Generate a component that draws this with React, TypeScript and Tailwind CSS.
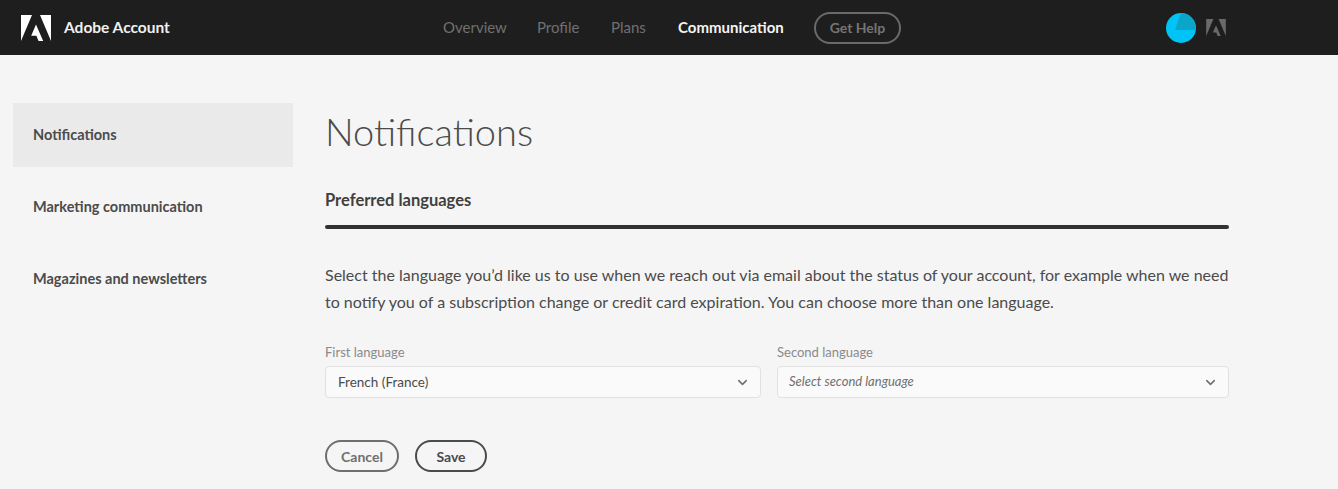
import { ChevronDown } from 'lucide-react';

function AdobeLogo({ className }: { className: string }) {
  return (
    <svg viewBox="0 0 30 26" className={className} fill="currentColor">
      <path d="M0 0h11L0 26z" />
      <path d="M19 0h11v26z" />
      <path d="M15 9.6 22.2 26h-4.7l-2.1-5.3h-5.2z" />
    </svg>
  );
}

function LangSelect({ label, value, placeholder, className }: { label: string; value: string; placeholder?: boolean; className: string }) {
  return (
    <div className={className}>
      <div className="text-[13px] leading-[18px] text-[#8a8a8a] mb-[5px]">{label}</div>
      <div className="h-8 flex items-center justify-between bg-[#fafafa] border border-[#e1e1e1] rounded-[4px] pr-[10px]">
        <span className={placeholder ? 'pl-[11px] text-[13px] italic text-[#707070]' : 'pl-3 text-[13.5px] text-[#4b4b4b]'}>{value}</span>
        <ChevronDown size={15} strokeWidth={2.5} className="text-[#6e6e6e]" />
      </div>
    </div>
  );
}

export default function App() {
  const sideItems = ['Notifications', 'Marketing communication', 'Magazines and newsletters'];

  return (
    <div className="w-[1338px] h-[489px] overflow-hidden bg-[#f5f5f5] font-['Lato','Noto_Sans',sans-serif]">
      <header className="h-[55px] bg-[#1e1e1e] flex items-center">
        <AdobeLogo className="w-[30px] h-[26px] ml-[21px] text-white" />
        <span className="ml-[13px] w-[379px] text-[15.5px] font-bold text-[#f0f0f0]">Adobe Account</span>
        <nav className="flex items-center text-[15px] text-[#707070]">
          <span className="w-[94px]">Overview</span>
          <span className="w-[74px]">Profile</span>
          <span className="w-[67px]">Plans</span>
          <span className="w-[136px] font-bold text-[#f4f4f4]">Communication</span>
          <span className="w-[87px] h-8 flex items-center justify-center rounded-full border-2 border-[#6a6a6a] text-[14px] font-bold text-[#757575]">Get Help</span>
        </nav>
        <div className="ml-[265px] w-[30px] h-[30px] rounded-full bg-[#00c4f5] overflow-hidden flex justify-end">
          <svg viewBox="0 0 30 30" className="w-[30px] h-[30px]">
            <path d="M15 0a15 15 0 0 1 15 15 l-.2 2H9z" fill="#0ba5c9" />
          </svg>
        </div>
        <AdobeLogo className="w-5 h-[17px] ml-[10px] text-[#6a6a6a]" />
      </header>

      <div className="flex">
        <aside className="w-[280px] ml-[13px] mt-12 flex flex-col gap-2">
          {sideItems.map((item, i) => (
            <div
              key={item}
              className={`h-16 flex items-center pl-5 text-[14.5px] font-bold text-[#4b4b4b] ${i === 0 ? 'bg-[#eaeaea]' : ''}`}
            >
              {item}
            </div>
          ))}
        </aside>

        <main className="w-[904px] ml-8">
          <h1 className="mt-[52px] text-[38px] leading-12 font-light text-[#4b4b4b]">Notifications</h1>
          <h2 className="mt-[33px] text-[16.5px] leading-6 font-bold text-[#3f3f3f]">Preferred languages</h2>
          <div className="mt-[13px] h-1 rounded-full bg-[#323232]" />
          <p className="mt-[32px] text-[16px] leading-[27px] text-[#4b4b4b]">
            Select the language you’d like us to use when we reach out via email about the status of your account, for example when we need to notify you of a subscription change or credit card expiration. You can choose more than one language.
          </p>
          <div className="mt-[28px] flex gap-4">
            <LangSelect label="First language" value="French (France)" className="w-[436px]" />
            <LangSelect label="Second language" value="Select second language" placeholder className="w-[452px]" />
          </div>
          <div className="mt-[42px] flex gap-4">
            <button className="w-[74px] h-8 rounded-full border-2 border-[#6e6e6e] text-[14px] font-bold text-[#707070]">Cancel</button>
            <button className="w-[72px] h-8 rounded-full border-2 border-[#4b4b4b] text-[14px] font-bold text-[#4b4b4b]">Save</button>
          </div>
        </main>
      </div>
    </div>
  );
}
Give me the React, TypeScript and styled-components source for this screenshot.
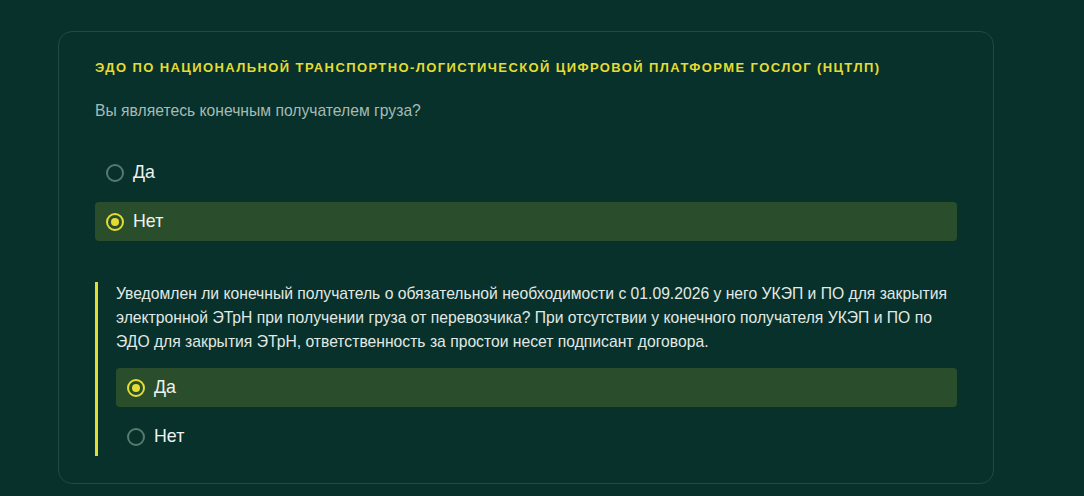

• • • • • • •

◆ Task description
Your task is to return the entries above exactly, with no pictures.

◆ Result for this exercise
Generate a component that draws this with React, TypeScript and Tailwind CSS.
import { ChevronDown } from 'lucide-react';

function AdobeLogo({ className }: { className: string }) {
  return (
    <svg viewBox="0 0 30 26" className={className} fill="currentColor">
      <path d="M0 0h11L0 26z" />
      <path d="M19 0h11v26z" />
      <path d="M15 9.6 22.2 26h-4.7l-2.1-5.3h-5.2z" />
    </svg>
  );
}

function LangSelect({ label, value, placeholder, className }: { label: string; value: string; placeholder?: boolean; className: string }) {
  return (
    <div className={className}>
      <div className="text-[13px] leading-[18px] text-[#8a8a8a] mb-[5px]">{label}</div>
      <div className="h-8 flex items-center justify-between bg-[#fafafa] border border-[#e1e1e1] rounded-[4px] pr-[10px]">
        <span className={placeholder ? 'pl-[11px] text-[13px] italic text-[#707070]' : 'pl-3 text-[13.5px] text-[#4b4b4b]'}>{value}</span>
        <ChevronDown size={15} strokeWidth={2.5} className="text-[#6e6e6e]" />
      </div>
    </div>
  );
}

export default function App() {
  const sideItems = ['Notifications', 'Marketing communication', 'Magazines and newsletters'];

  return (
    <div className="w-[1338px] h-[489px] overflow-hidden bg-[#f5f5f5] font-['Lato','Noto_Sans',sans-serif]">
      <header className="h-[55px] bg-[#1e1e1e] flex items-center">
        <AdobeLogo className="w-[30px] h-[26px] ml-[21px] text-white" />
        <span className="ml-[13px] w-[379px] text-[15.5px] font-bold text-[#f0f0f0]">Adobe Account</span>
        <nav className="flex items-center text-[15px] text-[#707070]">
          <span className="w-[94px]">Overview</span>
          <span className="w-[74px]">Profile</span>
          <span className="w-[67px]">Plans</span>
          <span className="w-[136px] font-bold text-[#f4f4f4]">Communication</span>
          <span className="w-[87px] h-8 flex items-center justify-center rounded-full border-2 border-[#6a6a6a] text-[14px] font-bold text-[#757575]">Get Help</span>
        </nav>
        <div className="ml-[265px] w-[30px] h-[30px] rounded-full bg-[#00c4f5] overflow-hidden flex justify-end">
          <svg viewBox="0 0 30 30" className="w-[30px] h-[30px]">
            <path d="M15 0a15 15 0 0 1 15 15 l-.2 2H9z" fill="#0ba5c9" />
          </svg>
        </div>
        <AdobeLogo className="w-5 h-[17px] ml-[10px] text-[#6a6a6a]" />
      </header>

      <div className="flex">
        <aside className="w-[280px] ml-[13px] mt-12 flex flex-col gap-2">
          {sideItems.map((item, i) => (
            <div
              key={item}
              className={`h-16 flex items-center pl-5 text-[14.5px] font-bold text-[#4b4b4b] ${i === 0 ? 'bg-[#eaeaea]' : ''}`}
            >
              {item}
            </div>
          ))}
        </aside>

        <main className="w-[904px] ml-8">
          <h1 className="mt-[52px] text-[38px] leading-12 font-light text-[#4b4b4b]">Notifications</h1>
          <h2 className="mt-[33px] text-[16.5px] leading-6 font-bold text-[#3f3f3f]">Preferred languages</h2>
          <div className="mt-[13px] h-1 rounded-full bg-[#323232]" />
          <p className="mt-[32px] text-[16px] leading-[27px] text-[#4b4b4b]">
            Select the language you’d like us to use when we reach out via email about the status of your account, for example when we need to notify you of a subscription change or credit card expiration. You can choose more than one language.
          </p>
          <div className="mt-[28px] flex gap-4">
            <LangSelect label="First language" value="French (France)" className="w-[436px]" />
            <LangSelect label="Second language" value="Select second language" placeholder className="w-[452px]" />
          </div>
          <div className="mt-[42px] flex gap-4">
            <button className="w-[74px] h-8 rounded-full border-2 border-[#6e6e6e] text-[14px] font-bold text-[#707070]">Cancel</button>
            <button className="w-[72px] h-8 rounded-full border-2 border-[#4b4b4b] text-[14px] font-bold text-[#4b4b4b]">Save</button>
          </div>
        </main>
      </div>
    </div>
  );
}
Give me the React, TypeScript and styled-components source for this screenshot.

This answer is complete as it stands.